If you're the crafty type, making Disciple's Crosses™ might be for you. The materials needed take up very little space - about a tackle box worth, and you can make them on the run. Well, maybe not on the run. While you take a break on the run. You have to have some finger strength to do this. You don't however, have to be any sort of Hulk Hogan. If you don't have enough strength in your hands and fingers, you do develop it pretty quick. I had calluses on my fingertips the first week or two of doing these, not from bending the nails, surprisingly, but from wrapping the wire.

There is an initial investment of $69.95 for a starter kit, which comes with an instructional video and materials for 25 crosses. There is a money back guarantee as long as it is returned within 30 days and before sending in a test unit.
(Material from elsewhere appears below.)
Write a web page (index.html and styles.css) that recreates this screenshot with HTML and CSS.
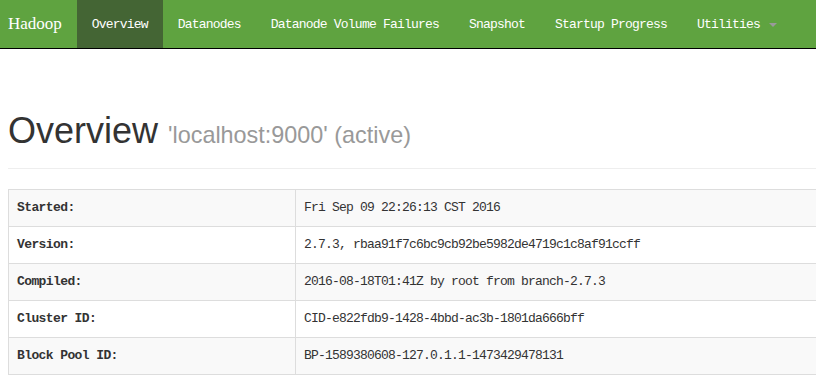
FILE: index.html
```html
<!DOCTYPE html>
<html lang="en">
<head>
  <meta charset="UTF-8">
  <title>Namenode information</title>
  <link rel="stylesheet" href="styles.css">
</head>
<body>

  <!-- top navigation -->
  <header class="navbar">
    <a class="navbar-brand" href="#">Hadoop</a>
    <ul class="nav">
      <li class="active"><a href="#">Overview</a></li>
      <li><a href="#">Datanodes</a></li>
      <li><a href="#">Datanode Volume Failures</a></li>
      <li><a href="#">Snapshot</a></li>
      <li><a href="#">Startup Progress</a></li>
      <li><a href="#">Utilities <span class="caret"></span></a></li>
    </ul>
  </header>

  <div class="container">
    <div class="page-header">
      <h1>Overview <small>'localhost:9000' (active)</small></h1>
    </div>

    <table class="info-table">
      <colgroup>
        <col class="label-col">
        <col>
      </colgroup>
      <tr><th>Started:</th><td>Fri Sep 09 22:26:13 CST 2016</td></tr>
      <tr><th>Version:</th><td>2.7.3, rbaa91f7c6bc9cb92be5982de4719c1c8af91ccff</td></tr>
      <tr><th>Compiled:</th><td>2016-08-18T01:41Z by root from branch-2.7.3</td></tr>
      <tr><th>Cluster ID:</th><td>CID-e822fdb9-1428-4bbd-ac3b-1801da666bff</td></tr>
      <tr><th>Block Pool ID:</th><td>BP-1589380608-127.0.1.1-1473429478131</td></tr>
    </table>
  </div>

</body>
</html>
```

FILE: styles.css
```css
/* page */
body {
  margin: 0;
  background: #fff;
  color: #333;
  font-family: "Liberation Sans", Arial, sans-serif;
  font-size: 14px;
}

/* navigation bar */
.navbar {
  display: flex;
  height: 48px;
  background-color: #5fa340;
  border-bottom: 1px solid #000;
}

.navbar a {
  color: #fff;
  text-decoration: none;
}

.navbar-brand {
  padding: 0 15px 0 8px;
  font-family: "Liberation Serif", "Times New Roman", serif;
  font-size: 17px;
  line-height: 48px;
  height: 48px;
}

.nav {
  display: flex;
  margin: 0;
  padding: 0;
  list-style: none;
}

.nav a {
  display: block;
  padding: 15px 15px 13px;
  line-height: 20px;
  font-family: "Liberation Mono", "Courier New", monospace;
  font-size: 13px;
  letter-spacing: -0.8px;
  white-space: pre;
}

.nav .active a {
  background-color: #446534;
}

.caret {
  display: inline-block;
  width: 0;
  height: 0;
  margin-left: 2px;
  vertical-align: middle;
  border-top: 4px solid #9a9a9a;
  border-left: 4px solid transparent;
  border-right: 4px solid transparent;
}

/* content: runs on past the right edge, so no right padding */
.container {
  padding-left: 8px;
}

.page-header {
  margin-top: 62px;
  padding-bottom: 17px;
  border-bottom: 1px solid #eee;
}

h1 {
  margin: 0;
  font-size: 36px;
  font-weight: normal;
  line-height: 40px;
  color: #333;
}

h1 small {
  font-size: 65%;
  line-height: 1;
  color: #999;
}

/* info table */
.info-table {
  width: 100%;
  margin-top: 20px;
  border-collapse: collapse;
  table-layout: fixed;
}

.label-col {
  width: 287px;
}

.info-table th,
.info-table td {
  padding: 8px;
  line-height: 20px;
  border: 1px solid #ddd;
  text-align: left;
  font-family: "Liberation Mono", "Courier New", monospace;
  font-size: 13px;
  color: #333;
  white-space: nowrap;
}

.info-table td {
  border-right: 0;
  letter-spacing: -0.8px;
}

.info-table th {
  font-weight: bold;
  letter-spacing: -0.6px;
}

.info-table tr:nth-child(odd) {
  background-color: #f9f9f9;
}
```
There are two ways of doing this business. There are a few tools (pliers) needed as well, probably stuff you have around the house, but if not you might be out about $30 at the hardware store too.

Disciple's Cross™ will pay $2.25 ($1.00 for materials, $1.25 for labor) on each cross they buy back from you, after it passes their quality control. (This is how they come up with the $2000 a month figure). We do NOT use the program this way. We found their quality control excruciatingly nit-picky and the mailing back and forth burdensome. But then again, we ARE trying to make our extra income with as little effort as possible, so we can have more fun....

What we do is buy the materials from Disciple's Cross™ (you have to in order to use their design), then we make the crosses and sell them ourselves for $9.99 a piece (the price that comes preprinted on the tag). Some people discount them, we haven't, so we make about $9.00 on each cross. It takes me about 10 minutes to make a cross (some people are faster), so that's a real decent hourly rate. We have found that they are very easy to sell, especially if you're the type that likes to set up a table at the closest craft fair / swap meet / farmer's market. I've sat at a random picnic table at the park and made them, and had people walk right up to ask if they can buy one.